Exploiting SIMD Asymmetry in ARM-to-x86 Dynamic Binary Translation

Single instruction multiple data (SIMD) has been adopted for decades because of its superior performance and power efficiency. The SIMD capability (i.e., width, number of registers, and advanced instructions) has diverged rapidly on different SIMD instruction-set architectures (ISAs). Therefore, migrating existing applications to another host ISA that has fewer but longer SIMD registers and more advanced instructions raises the issues of asymmetric SIMD capability. To date, this issue has been overlooked and the host SIMD capability is underutilized, resulting in suboptimal performance.
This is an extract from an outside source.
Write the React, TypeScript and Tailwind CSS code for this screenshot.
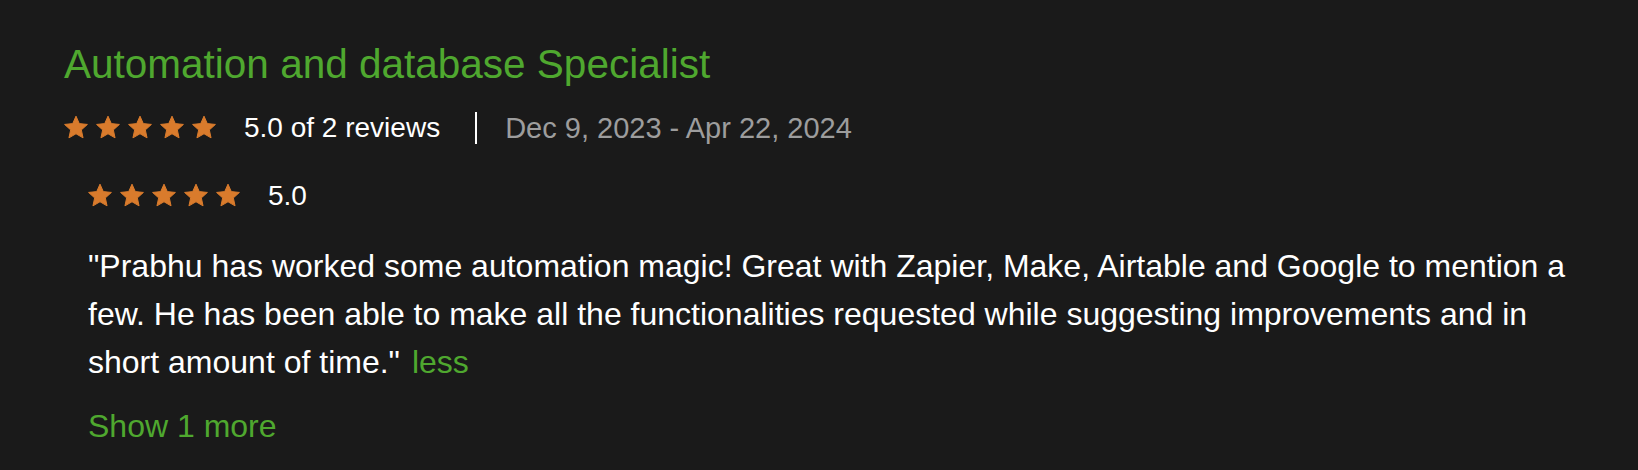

In this article, we present a novel binary translation technique called spill-aware superword level parallelism (saSLP), which combines short ARMv8 instructions and registers in the guest binaries to exploit the x86 AVX2 host's parallelism, register capacity, and gather instructions. Our experiment results show that saSLP improves the performance by 1.6x (2.3x) across a number of benchmarks and reduces spilling by 97% (99%) for ARMv8 to x86 AVX2 (AVX-512) translation. Furthermore, with AVX2 (AVX-512) gather instructions, saSLP speeds up several data-irregular applications that cannot be vectorized on ARMv8 NEON by up to 3.9x (4.2x).